Pages as source code
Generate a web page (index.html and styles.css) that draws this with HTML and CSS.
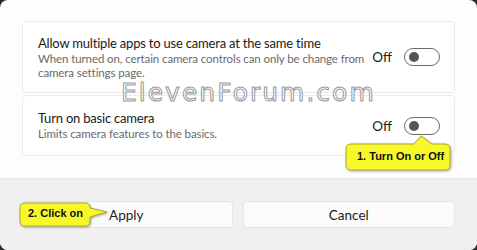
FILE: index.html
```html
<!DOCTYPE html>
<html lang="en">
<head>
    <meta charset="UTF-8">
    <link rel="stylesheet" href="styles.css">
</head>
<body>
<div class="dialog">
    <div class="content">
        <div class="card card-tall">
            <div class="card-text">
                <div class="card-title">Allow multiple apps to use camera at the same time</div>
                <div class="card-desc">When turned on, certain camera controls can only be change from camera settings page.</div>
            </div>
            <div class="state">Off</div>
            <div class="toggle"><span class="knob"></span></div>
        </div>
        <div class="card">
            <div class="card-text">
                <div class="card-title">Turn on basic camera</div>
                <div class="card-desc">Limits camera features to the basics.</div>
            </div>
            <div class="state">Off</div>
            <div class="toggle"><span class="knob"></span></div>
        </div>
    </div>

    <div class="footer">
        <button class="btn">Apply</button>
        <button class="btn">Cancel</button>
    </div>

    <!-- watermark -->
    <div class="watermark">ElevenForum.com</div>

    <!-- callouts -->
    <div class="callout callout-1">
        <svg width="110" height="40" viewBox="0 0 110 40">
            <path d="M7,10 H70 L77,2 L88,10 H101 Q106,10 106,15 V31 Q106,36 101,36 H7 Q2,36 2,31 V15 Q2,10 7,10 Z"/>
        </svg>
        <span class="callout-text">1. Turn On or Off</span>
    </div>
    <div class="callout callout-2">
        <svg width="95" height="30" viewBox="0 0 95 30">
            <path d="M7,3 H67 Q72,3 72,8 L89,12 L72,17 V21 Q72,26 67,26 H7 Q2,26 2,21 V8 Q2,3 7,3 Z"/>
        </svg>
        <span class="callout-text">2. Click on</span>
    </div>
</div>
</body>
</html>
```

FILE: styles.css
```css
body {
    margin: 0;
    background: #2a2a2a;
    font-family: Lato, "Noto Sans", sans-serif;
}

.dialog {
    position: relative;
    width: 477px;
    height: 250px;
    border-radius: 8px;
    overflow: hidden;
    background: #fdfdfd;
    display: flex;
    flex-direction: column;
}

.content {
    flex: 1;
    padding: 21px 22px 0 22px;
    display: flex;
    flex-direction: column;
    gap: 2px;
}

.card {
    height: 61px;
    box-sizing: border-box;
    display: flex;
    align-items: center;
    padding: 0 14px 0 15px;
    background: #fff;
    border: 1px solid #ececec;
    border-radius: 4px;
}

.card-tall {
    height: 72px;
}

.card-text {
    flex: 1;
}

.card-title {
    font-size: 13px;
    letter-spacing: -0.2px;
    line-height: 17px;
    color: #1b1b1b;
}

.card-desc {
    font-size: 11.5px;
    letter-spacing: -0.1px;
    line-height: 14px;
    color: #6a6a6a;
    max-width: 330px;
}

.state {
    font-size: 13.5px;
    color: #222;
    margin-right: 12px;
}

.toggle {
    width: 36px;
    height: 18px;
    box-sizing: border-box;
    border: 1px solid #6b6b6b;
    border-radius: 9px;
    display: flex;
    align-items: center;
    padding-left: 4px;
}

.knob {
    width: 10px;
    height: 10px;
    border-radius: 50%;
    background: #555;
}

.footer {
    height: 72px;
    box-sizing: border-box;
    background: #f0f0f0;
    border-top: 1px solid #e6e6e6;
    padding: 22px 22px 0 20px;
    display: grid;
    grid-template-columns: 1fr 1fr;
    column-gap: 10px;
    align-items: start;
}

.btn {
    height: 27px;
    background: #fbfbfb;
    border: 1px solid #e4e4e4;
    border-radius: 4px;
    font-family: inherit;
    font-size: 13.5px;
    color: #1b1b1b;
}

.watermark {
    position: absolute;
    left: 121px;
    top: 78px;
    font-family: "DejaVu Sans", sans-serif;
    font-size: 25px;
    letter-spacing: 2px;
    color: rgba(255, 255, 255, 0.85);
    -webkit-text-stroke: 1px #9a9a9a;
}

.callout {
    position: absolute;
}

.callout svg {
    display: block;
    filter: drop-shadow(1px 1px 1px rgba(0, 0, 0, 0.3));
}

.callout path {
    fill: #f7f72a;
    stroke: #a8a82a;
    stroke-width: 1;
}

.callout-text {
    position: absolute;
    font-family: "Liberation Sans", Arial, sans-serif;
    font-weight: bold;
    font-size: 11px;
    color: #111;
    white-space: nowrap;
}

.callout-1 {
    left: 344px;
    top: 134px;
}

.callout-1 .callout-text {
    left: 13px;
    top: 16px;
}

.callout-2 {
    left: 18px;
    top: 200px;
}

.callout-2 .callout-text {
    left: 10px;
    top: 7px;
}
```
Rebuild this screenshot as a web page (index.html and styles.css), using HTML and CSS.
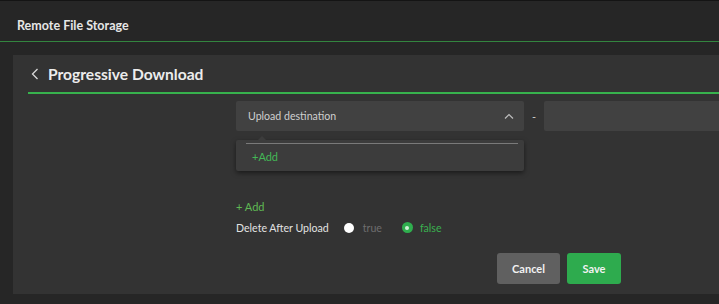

TASK BRIEF :: Your copy of the data should match it exactly, except that pictures are left out.

FINAL RESULT ::
Generate a web page (index.html and styles.css) that draws this with HTML and CSS.
FILE: index.html
```html
<!DOCTYPE html>
<html lang="en">
<head>
    <meta charset="UTF-8">
    <link rel="stylesheet" href="styles.css">
</head>
<body>
<div class="dialog">
    <div class="content">
        <div class="card card-tall">
            <div class="card-text">
                <div class="card-title">Allow multiple apps to use camera at the same time</div>
                <div class="card-desc">When turned on, certain camera controls can only be change from camera settings page.</div>
            </div>
            <div class="state">Off</div>
            <div class="toggle"><span class="knob"></span></div>
        </div>
        <div class="card">
            <div class="card-text">
                <div class="card-title">Turn on basic camera</div>
                <div class="card-desc">Limits camera features to the basics.</div>
            </div>
            <div class="state">Off</div>
            <div class="toggle"><span class="knob"></span></div>
        </div>
    </div>

    <div class="footer">
        <button class="btn">Apply</button>
        <button class="btn">Cancel</button>
    </div>

    <!-- watermark -->
    <div class="watermark">ElevenForum.com</div>

    <!-- callouts -->
    <div class="callout callout-1">
        <svg width="110" height="40" viewBox="0 0 110 40">
            <path d="M7,10 H70 L77,2 L88,10 H101 Q106,10 106,15 V31 Q106,36 101,36 H7 Q2,36 2,31 V15 Q2,10 7,10 Z"/>
        </svg>
        <span class="callout-text">1. Turn On or Off</span>
    </div>
    <div class="callout callout-2">
        <svg width="95" height="30" viewBox="0 0 95 30">
            <path d="M7,3 H67 Q72,3 72,8 L89,12 L72,17 V21 Q72,26 67,26 H7 Q2,26 2,21 V8 Q2,3 7,3 Z"/>
        </svg>
        <span class="callout-text">2. Click on</span>
    </div>
</div>
</body>
</html>
```

FILE: styles.css
```css
body {
    margin: 0;
    background: #2a2a2a;
    font-family: Lato, "Noto Sans", sans-serif;
}

.dialog {
    position: relative;
    width: 477px;
    height: 250px;
    border-radius: 8px;
    overflow: hidden;
    background: #fdfdfd;
    display: flex;
    flex-direction: column;
}

.content {
    flex: 1;
    padding: 21px 22px 0 22px;
    display: flex;
    flex-direction: column;
    gap: 2px;
}

.card {
    height: 61px;
    box-sizing: border-box;
    display: flex;
    align-items: center;
    padding: 0 14px 0 15px;
    background: #fff;
    border: 1px solid #ececec;
    border-radius: 4px;
}

.card-tall {
    height: 72px;
}

.card-text {
    flex: 1;
}

.card-title {
    font-size: 13px;
    letter-spacing: -0.2px;
    line-height: 17px;
    color: #1b1b1b;
}

.card-desc {
    font-size: 11.5px;
    letter-spacing: -0.1px;
    line-height: 14px;
    color: #6a6a6a;
    max-width: 330px;
}

.state {
    font-size: 13.5px;
    color: #222;
    margin-right: 12px;
}

.toggle {
    width: 36px;
    height: 18px;
    box-sizing: border-box;
    border: 1px solid #6b6b6b;
    border-radius: 9px;
    display: flex;
    align-items: center;
    padding-left: 4px;
}

.knob {
    width: 10px;
    height: 10px;
    border-radius: 50%;
    background: #555;
}

.footer {
    height: 72px;
    box-sizing: border-box;
    background: #f0f0f0;
    border-top: 1px solid #e6e6e6;
    padding: 22px 22px 0 20px;
    display: grid;
    grid-template-columns: 1fr 1fr;
    column-gap: 10px;
    align-items: start;
}

.btn {
    height: 27px;
    background: #fbfbfb;
    border: 1px solid #e4e4e4;
    border-radius: 4px;
    font-family: inherit;
    font-size: 13.5px;
    color: #1b1b1b;
}

.watermark {
    position: absolute;
    left: 121px;
    top: 78px;
    font-family: "DejaVu Sans", sans-serif;
    font-size: 25px;
    letter-spacing: 2px;
    color: rgba(255, 255, 255, 0.85);
    -webkit-text-stroke: 1px #9a9a9a;
}

.callout {
    position: absolute;
}

.callout svg {
    display: block;
    filter: drop-shadow(1px 1px 1px rgba(0, 0, 0, 0.3));
}

.callout path {
    fill: #f7f72a;
    stroke: #a8a82a;
    stroke-width: 1;
}

.callout-text {
    position: absolute;
    font-family: "Liberation Sans", Arial, sans-serif;
    font-weight: bold;
    font-size: 11px;
    color: #111;
    white-space: nowrap;
}

.callout-1 {
    left: 344px;
    top: 134px;
}

.callout-1 .callout-text {
    left: 13px;
    top: 16px;
}

.callout-2 {
    left: 18px;
    top: 200px;
}

.callout-2 .callout-text {
    left: 10px;
    top: 7px;
}
```
Rebuild this screenshot as a web page (index.html and styles.css), using HTML and CSS.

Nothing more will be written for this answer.